Will you output the lines between the ones holding "Clone this screenshot" and "const y = (v: number)", inclusive, exactly as they stand, and only those lines, with the pictures left out?

— BEGIN Records for processing —

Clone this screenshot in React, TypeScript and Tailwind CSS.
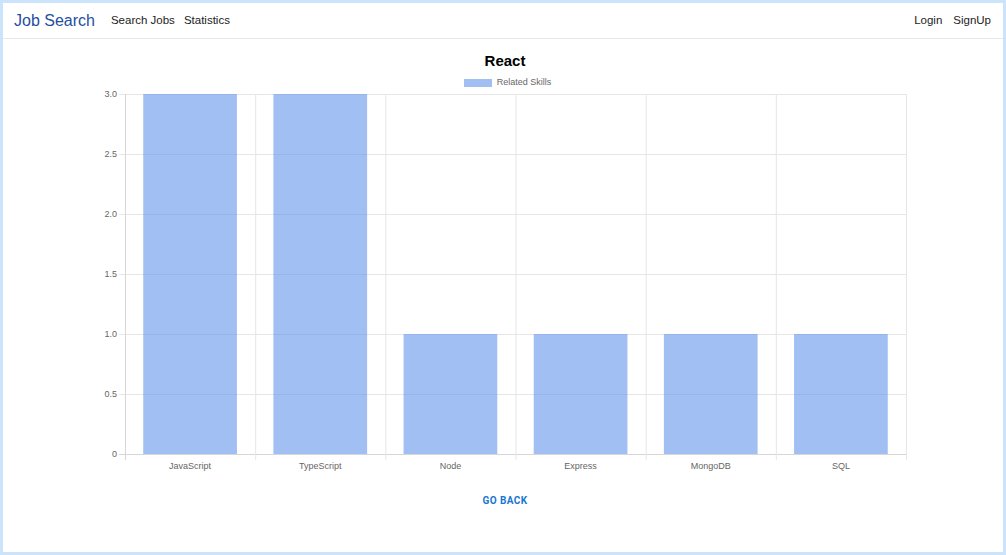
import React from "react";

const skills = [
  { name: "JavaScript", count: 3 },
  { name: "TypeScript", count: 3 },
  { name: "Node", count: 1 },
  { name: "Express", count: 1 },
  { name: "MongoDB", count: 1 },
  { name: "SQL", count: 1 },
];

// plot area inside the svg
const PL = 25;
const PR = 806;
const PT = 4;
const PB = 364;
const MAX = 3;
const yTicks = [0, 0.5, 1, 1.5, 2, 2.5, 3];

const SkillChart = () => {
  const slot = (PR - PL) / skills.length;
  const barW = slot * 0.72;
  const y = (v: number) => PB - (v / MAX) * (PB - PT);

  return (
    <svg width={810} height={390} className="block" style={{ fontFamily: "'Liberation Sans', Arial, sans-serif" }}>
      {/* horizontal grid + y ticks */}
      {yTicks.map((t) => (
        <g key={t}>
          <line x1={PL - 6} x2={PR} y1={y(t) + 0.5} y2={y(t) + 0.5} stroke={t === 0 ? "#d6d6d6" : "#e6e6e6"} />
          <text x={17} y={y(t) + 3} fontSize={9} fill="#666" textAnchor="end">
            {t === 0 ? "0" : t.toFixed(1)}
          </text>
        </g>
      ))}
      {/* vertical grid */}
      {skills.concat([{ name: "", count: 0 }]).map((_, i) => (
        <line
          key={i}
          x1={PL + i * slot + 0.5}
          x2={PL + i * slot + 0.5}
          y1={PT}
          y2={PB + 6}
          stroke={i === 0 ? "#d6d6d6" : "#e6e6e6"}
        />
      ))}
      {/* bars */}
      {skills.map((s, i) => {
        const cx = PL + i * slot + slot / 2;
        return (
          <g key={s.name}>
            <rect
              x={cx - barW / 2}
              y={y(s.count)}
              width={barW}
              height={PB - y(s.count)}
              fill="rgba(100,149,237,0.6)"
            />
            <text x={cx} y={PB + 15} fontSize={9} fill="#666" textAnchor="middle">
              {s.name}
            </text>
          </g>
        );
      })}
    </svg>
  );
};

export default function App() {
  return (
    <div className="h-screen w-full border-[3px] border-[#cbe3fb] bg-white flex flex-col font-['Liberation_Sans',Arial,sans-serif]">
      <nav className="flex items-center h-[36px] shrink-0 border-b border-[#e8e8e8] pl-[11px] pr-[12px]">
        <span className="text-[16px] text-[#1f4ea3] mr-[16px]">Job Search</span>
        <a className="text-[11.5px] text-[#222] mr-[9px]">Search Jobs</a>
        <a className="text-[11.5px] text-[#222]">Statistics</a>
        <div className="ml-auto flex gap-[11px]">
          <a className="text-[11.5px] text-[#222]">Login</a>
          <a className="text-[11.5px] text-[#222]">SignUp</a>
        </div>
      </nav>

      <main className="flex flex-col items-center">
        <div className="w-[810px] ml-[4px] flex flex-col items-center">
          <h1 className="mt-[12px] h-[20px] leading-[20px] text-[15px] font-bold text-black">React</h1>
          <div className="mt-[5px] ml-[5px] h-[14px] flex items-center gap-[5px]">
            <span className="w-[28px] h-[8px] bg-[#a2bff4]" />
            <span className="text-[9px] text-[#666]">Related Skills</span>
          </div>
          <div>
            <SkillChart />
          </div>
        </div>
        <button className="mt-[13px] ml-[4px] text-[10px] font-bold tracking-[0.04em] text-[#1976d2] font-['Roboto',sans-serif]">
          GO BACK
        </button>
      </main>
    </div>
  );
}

— END Records for processing —
— BEGIN Records for processing —

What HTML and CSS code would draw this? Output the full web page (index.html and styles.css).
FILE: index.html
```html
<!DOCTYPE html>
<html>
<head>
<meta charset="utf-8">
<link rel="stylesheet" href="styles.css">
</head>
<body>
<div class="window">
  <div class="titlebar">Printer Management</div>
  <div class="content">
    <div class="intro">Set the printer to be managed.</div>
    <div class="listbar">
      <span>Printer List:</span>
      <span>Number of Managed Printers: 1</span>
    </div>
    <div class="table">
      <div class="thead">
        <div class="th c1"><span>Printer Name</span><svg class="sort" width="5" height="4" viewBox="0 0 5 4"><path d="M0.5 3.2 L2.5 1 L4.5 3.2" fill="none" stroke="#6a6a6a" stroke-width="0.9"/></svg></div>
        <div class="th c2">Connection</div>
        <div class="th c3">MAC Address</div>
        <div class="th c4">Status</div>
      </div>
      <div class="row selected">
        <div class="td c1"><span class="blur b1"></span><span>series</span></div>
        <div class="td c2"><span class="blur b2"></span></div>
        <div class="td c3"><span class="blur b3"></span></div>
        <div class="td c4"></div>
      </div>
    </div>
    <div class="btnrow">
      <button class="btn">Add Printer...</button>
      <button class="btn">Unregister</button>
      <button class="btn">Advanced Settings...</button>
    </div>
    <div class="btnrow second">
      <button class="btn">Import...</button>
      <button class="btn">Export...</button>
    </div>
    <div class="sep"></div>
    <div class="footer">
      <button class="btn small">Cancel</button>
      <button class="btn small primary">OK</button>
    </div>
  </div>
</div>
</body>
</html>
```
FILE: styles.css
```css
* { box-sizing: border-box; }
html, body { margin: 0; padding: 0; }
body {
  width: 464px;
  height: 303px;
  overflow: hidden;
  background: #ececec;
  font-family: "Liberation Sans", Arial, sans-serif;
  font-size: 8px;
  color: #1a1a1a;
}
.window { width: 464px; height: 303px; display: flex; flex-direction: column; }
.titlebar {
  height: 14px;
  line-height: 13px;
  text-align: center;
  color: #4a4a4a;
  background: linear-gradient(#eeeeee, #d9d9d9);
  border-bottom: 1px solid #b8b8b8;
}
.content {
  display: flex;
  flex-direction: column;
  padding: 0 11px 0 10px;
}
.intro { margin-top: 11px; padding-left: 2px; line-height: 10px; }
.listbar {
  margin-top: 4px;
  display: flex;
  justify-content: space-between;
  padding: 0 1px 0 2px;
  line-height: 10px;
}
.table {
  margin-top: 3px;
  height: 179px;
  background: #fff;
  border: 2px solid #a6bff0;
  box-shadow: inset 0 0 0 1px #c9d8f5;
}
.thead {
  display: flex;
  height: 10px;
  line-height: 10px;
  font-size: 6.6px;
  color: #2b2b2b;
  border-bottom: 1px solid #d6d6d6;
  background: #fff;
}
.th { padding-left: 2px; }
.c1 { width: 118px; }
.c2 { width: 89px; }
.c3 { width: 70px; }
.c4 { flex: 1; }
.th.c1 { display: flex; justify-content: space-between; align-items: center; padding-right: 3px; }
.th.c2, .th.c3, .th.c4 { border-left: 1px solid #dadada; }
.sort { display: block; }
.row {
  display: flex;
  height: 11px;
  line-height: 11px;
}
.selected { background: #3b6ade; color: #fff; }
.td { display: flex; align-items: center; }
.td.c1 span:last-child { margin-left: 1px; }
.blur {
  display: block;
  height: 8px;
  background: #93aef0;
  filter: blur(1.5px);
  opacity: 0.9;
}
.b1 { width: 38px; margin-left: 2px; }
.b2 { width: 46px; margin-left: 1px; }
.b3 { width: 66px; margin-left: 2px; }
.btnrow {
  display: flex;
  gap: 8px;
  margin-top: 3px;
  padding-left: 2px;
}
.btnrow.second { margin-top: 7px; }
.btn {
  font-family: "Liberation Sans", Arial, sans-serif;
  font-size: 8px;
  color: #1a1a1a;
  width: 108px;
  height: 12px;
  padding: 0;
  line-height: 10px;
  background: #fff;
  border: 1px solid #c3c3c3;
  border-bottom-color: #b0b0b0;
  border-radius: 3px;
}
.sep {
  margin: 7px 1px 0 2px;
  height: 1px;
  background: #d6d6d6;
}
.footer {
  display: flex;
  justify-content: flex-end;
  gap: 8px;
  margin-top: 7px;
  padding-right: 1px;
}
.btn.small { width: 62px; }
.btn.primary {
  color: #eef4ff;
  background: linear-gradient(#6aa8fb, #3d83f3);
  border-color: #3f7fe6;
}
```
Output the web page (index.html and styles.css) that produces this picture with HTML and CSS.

— END Records for processing —

Complete answer:
Clone this screenshot in React, TypeScript and Tailwind CSS.
import React from "react";

const skills = [
  { name: "JavaScript", count: 3 },
  { name: "TypeScript", count: 3 },
  { name: "Node", count: 1 },
  { name: "Express", count: 1 },
  { name: "MongoDB", count: 1 },
  { name: "SQL", count: 1 },
];

// plot area inside the svg
const PL = 25;
const PR = 806;
const PT = 4;
const PB = 364;
const MAX = 3;
const yTicks = [0, 0.5, 1, 1.5, 2, 2.5, 3];

const SkillChart = () => {
  const slot = (PR - PL) / skills.length;
  const barW = slot * 0.72;
  const y = (v: number) => PB - (v / MAX) * (PB - PT);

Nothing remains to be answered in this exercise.